**Description of the task**
Copy all lines that contain the word "components".

**Provided entries**
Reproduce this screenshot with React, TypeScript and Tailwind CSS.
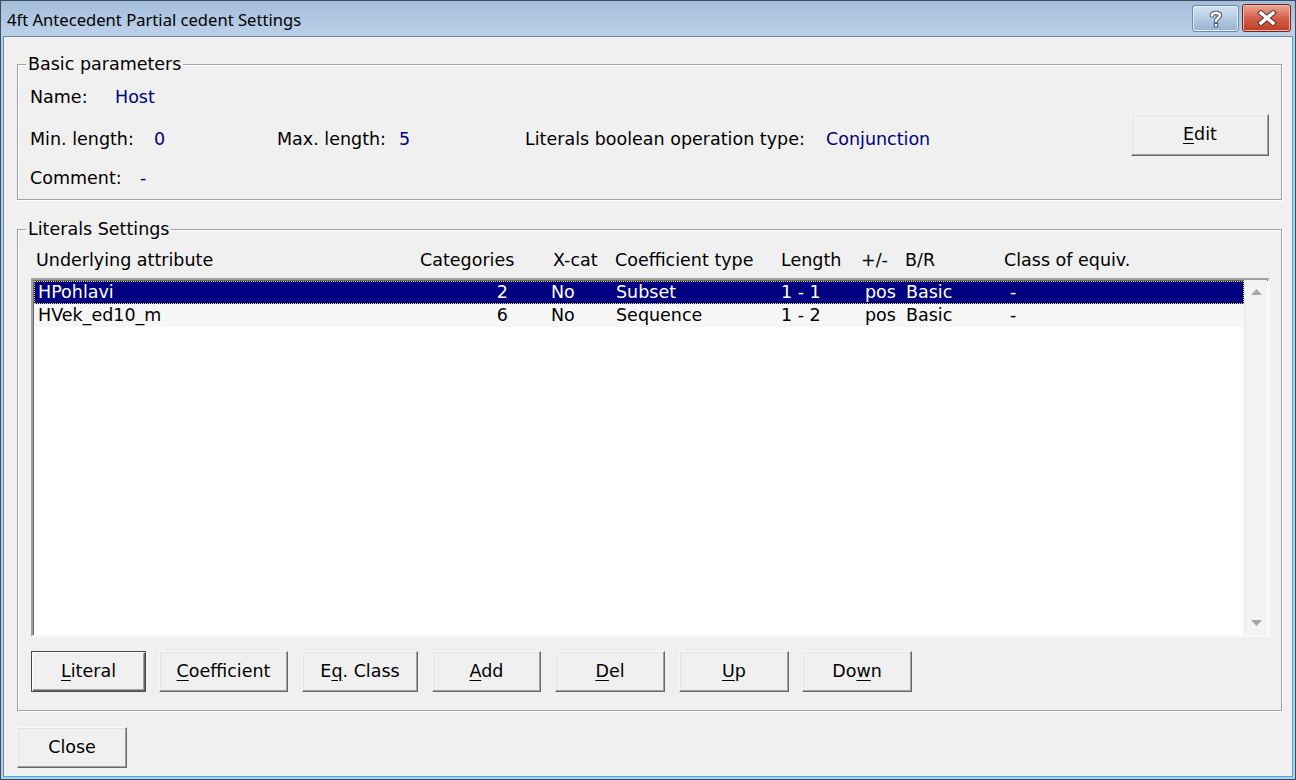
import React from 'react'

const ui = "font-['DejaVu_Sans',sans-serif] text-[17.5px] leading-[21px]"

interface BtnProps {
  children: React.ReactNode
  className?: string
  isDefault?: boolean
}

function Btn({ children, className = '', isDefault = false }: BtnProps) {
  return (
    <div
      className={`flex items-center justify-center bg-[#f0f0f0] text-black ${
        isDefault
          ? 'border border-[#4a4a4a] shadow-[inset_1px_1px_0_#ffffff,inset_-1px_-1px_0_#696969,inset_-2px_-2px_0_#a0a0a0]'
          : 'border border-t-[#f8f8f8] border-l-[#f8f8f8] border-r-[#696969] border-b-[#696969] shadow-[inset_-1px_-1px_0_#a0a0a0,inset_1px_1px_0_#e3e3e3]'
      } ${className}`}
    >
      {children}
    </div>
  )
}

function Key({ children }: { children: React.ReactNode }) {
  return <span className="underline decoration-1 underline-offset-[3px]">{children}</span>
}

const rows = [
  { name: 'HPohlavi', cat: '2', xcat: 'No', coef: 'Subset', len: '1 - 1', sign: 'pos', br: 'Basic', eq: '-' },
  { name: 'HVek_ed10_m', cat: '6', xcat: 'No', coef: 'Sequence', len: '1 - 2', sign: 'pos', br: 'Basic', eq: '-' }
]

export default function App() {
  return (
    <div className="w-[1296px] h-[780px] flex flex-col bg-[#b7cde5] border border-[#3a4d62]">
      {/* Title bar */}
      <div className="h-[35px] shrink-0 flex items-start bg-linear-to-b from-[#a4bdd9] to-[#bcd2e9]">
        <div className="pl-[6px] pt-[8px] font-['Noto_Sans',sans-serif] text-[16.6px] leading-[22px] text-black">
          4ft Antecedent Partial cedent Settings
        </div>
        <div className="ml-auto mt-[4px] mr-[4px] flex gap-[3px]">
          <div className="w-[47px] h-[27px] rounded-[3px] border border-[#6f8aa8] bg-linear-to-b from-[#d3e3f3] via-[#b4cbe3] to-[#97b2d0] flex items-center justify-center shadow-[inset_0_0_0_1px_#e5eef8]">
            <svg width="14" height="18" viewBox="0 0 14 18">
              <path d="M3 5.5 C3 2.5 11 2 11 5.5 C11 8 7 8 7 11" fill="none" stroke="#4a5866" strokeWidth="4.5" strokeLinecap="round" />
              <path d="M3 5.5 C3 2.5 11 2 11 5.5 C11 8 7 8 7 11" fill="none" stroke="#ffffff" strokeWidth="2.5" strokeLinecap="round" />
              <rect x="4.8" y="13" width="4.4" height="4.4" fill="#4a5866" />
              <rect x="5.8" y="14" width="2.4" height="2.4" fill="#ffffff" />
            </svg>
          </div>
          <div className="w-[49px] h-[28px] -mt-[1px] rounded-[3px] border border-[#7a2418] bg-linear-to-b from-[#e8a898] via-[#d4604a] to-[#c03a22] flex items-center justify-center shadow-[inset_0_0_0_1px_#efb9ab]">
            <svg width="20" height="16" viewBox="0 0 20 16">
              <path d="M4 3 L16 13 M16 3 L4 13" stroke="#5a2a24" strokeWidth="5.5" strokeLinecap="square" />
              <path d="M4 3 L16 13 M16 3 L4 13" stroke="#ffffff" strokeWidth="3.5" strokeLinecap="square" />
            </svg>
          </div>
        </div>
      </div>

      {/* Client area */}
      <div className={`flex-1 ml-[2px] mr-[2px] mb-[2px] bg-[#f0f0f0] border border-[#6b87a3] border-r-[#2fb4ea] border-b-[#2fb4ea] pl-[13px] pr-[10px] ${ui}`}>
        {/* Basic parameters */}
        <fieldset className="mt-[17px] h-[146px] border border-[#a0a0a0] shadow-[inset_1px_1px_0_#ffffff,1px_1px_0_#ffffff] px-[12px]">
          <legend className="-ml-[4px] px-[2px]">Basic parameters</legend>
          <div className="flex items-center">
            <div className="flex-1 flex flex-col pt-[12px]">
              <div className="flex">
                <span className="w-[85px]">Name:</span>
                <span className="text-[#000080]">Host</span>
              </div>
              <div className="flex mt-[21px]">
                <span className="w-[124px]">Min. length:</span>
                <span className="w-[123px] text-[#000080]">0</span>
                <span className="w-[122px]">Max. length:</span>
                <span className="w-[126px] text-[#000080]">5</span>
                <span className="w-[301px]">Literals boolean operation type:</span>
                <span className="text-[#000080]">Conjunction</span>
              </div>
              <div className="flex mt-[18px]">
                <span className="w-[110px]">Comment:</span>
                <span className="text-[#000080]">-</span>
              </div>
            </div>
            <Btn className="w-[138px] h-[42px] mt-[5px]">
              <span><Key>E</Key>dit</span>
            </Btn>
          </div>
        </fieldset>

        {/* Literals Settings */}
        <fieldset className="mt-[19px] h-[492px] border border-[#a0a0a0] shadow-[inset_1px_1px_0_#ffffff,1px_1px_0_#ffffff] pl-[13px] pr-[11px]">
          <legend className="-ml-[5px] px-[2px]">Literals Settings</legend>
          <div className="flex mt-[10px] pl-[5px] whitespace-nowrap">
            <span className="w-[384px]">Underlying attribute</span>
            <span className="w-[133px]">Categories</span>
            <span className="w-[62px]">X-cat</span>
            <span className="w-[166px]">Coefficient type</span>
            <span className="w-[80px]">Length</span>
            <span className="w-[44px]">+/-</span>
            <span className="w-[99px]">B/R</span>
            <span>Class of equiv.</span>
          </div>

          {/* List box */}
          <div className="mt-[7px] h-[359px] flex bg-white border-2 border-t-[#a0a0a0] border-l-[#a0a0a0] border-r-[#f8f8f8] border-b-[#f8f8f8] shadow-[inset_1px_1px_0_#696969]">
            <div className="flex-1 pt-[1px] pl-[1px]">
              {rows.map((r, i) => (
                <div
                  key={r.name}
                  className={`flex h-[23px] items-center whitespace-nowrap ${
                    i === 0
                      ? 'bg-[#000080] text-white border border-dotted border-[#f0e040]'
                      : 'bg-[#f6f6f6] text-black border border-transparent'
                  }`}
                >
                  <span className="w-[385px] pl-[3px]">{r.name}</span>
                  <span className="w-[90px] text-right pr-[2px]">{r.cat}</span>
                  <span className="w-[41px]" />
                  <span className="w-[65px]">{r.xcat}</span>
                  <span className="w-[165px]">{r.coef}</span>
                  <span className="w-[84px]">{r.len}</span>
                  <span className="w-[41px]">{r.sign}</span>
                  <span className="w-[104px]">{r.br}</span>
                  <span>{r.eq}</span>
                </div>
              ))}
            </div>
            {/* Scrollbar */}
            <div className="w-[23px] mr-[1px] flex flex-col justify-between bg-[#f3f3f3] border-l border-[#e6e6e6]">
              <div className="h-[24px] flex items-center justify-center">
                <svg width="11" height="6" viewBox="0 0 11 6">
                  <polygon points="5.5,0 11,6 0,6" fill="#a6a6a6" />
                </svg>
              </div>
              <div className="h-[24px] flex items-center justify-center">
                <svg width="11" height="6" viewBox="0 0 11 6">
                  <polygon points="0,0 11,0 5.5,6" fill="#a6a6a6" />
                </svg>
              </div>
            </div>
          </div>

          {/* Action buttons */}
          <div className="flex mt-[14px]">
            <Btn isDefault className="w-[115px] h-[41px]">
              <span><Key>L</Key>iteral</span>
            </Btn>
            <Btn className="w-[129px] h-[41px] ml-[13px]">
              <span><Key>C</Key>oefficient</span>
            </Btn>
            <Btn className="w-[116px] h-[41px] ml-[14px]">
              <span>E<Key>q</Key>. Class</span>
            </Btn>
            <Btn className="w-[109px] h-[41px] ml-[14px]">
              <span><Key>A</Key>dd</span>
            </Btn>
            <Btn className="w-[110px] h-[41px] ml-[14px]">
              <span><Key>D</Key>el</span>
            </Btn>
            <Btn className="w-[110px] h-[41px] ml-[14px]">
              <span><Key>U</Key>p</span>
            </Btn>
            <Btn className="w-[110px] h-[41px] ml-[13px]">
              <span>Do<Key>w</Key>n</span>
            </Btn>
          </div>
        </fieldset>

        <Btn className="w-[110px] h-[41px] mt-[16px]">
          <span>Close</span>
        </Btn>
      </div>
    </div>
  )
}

---

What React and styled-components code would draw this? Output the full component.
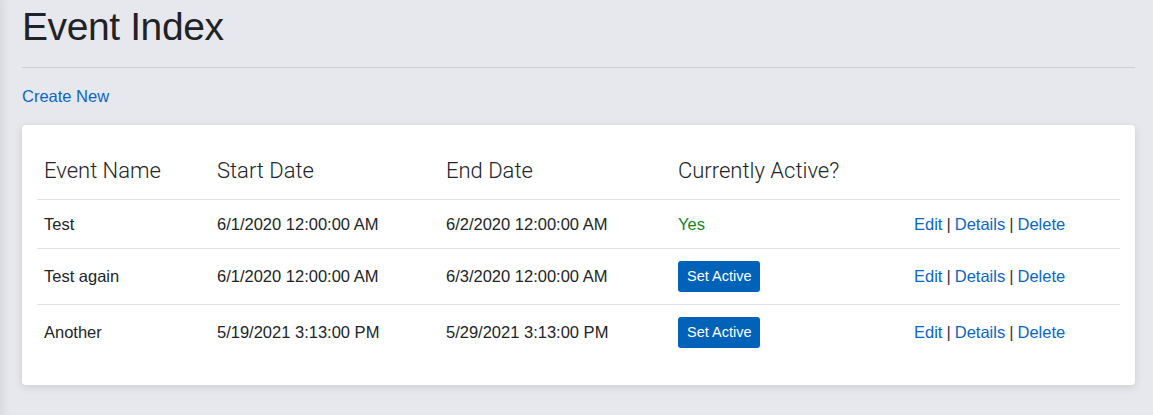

--

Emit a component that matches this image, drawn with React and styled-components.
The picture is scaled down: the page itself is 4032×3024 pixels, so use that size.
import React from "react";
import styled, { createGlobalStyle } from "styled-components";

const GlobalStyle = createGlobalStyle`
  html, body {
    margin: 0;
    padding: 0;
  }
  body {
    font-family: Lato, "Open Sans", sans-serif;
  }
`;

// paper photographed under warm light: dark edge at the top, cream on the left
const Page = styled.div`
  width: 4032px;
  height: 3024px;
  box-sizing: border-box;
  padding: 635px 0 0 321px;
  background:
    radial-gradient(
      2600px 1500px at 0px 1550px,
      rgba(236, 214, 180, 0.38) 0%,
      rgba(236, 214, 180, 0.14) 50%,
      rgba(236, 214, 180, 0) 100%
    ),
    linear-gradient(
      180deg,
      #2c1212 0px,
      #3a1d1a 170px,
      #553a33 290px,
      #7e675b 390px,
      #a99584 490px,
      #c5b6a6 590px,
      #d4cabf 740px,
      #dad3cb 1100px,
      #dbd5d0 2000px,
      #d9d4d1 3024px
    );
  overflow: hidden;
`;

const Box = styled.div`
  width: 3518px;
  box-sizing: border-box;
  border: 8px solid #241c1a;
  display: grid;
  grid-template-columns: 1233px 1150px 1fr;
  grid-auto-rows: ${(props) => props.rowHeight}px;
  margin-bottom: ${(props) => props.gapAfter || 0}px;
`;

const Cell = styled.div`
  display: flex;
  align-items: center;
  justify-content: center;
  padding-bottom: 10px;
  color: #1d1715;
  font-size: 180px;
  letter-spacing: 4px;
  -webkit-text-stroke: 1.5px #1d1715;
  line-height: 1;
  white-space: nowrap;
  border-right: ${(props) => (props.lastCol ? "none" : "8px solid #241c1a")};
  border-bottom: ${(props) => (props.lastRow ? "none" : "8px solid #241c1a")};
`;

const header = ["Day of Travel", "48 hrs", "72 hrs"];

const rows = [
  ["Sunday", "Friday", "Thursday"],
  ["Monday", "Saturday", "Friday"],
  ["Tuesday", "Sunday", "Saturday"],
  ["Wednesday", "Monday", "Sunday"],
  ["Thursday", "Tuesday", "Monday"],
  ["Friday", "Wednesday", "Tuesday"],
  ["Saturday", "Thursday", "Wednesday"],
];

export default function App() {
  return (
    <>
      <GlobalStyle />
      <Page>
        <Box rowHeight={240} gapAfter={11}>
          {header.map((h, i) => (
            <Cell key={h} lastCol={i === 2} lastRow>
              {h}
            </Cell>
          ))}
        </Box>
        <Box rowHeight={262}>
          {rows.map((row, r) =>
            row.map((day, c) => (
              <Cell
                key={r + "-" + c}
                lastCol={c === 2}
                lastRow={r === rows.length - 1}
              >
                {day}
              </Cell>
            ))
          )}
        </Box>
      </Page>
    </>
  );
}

**Correct answer**
What React and styled-components code would draw this? Output the full component.
Emit a component that matches this image, drawn with React and styled-components.
import styled, { createGlobalStyle } from "styled-components";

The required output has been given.